> [Material provided]
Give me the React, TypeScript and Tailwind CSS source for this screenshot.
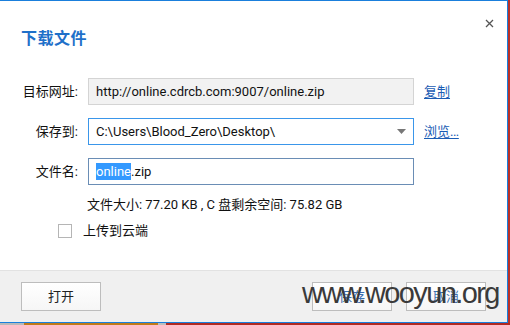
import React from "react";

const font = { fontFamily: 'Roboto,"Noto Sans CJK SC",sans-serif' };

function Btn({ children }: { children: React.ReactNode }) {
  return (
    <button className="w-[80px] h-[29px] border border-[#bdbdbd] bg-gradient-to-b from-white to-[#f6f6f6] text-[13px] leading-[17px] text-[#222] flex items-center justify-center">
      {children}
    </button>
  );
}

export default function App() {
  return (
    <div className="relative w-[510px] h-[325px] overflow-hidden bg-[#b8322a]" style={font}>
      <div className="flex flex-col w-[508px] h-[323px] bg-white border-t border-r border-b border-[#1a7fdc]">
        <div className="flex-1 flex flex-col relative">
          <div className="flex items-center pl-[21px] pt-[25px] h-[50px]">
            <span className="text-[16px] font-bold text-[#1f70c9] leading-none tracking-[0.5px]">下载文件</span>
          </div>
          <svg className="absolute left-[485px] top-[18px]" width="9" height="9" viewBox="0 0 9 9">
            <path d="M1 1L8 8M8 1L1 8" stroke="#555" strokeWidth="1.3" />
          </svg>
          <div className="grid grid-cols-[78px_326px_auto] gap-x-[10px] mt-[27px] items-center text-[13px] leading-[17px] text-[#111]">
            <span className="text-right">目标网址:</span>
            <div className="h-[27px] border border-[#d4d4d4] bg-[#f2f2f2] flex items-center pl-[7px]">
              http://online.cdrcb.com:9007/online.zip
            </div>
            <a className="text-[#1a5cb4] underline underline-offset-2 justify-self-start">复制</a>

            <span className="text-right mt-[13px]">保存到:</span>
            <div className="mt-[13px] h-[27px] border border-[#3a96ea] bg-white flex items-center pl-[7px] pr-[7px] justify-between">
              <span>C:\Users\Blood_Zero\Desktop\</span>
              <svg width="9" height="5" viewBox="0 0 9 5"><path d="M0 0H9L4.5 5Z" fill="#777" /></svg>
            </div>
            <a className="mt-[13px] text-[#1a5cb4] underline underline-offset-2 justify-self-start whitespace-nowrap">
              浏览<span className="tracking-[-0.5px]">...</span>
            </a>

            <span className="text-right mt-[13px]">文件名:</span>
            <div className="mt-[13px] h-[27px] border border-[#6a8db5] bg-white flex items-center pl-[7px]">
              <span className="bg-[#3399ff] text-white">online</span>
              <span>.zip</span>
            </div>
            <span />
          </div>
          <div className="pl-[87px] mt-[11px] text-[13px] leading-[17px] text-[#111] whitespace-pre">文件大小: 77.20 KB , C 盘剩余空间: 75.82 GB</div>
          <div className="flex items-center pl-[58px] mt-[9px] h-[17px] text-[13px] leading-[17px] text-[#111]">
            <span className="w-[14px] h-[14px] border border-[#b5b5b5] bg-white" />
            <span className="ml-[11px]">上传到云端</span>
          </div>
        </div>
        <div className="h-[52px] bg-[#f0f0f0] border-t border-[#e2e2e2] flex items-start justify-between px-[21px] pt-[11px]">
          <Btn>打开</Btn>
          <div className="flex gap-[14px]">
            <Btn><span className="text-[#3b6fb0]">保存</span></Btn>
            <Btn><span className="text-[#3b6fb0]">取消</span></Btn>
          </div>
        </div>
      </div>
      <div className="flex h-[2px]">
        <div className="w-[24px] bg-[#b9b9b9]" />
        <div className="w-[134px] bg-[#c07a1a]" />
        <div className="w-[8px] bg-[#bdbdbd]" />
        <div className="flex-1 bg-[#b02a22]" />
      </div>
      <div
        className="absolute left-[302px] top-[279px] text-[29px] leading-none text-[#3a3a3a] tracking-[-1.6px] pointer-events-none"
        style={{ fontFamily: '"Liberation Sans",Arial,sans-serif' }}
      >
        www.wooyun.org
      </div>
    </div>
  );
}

> [What this task involves]
Among the lines of the data, identify those with the word "React". Copy each of them.

> [Worked answer]
Give me the React, TypeScript and Tailwind CSS source for this screenshot.
import React from "react";
function Btn({ children }: { children: React.ReactNode }) {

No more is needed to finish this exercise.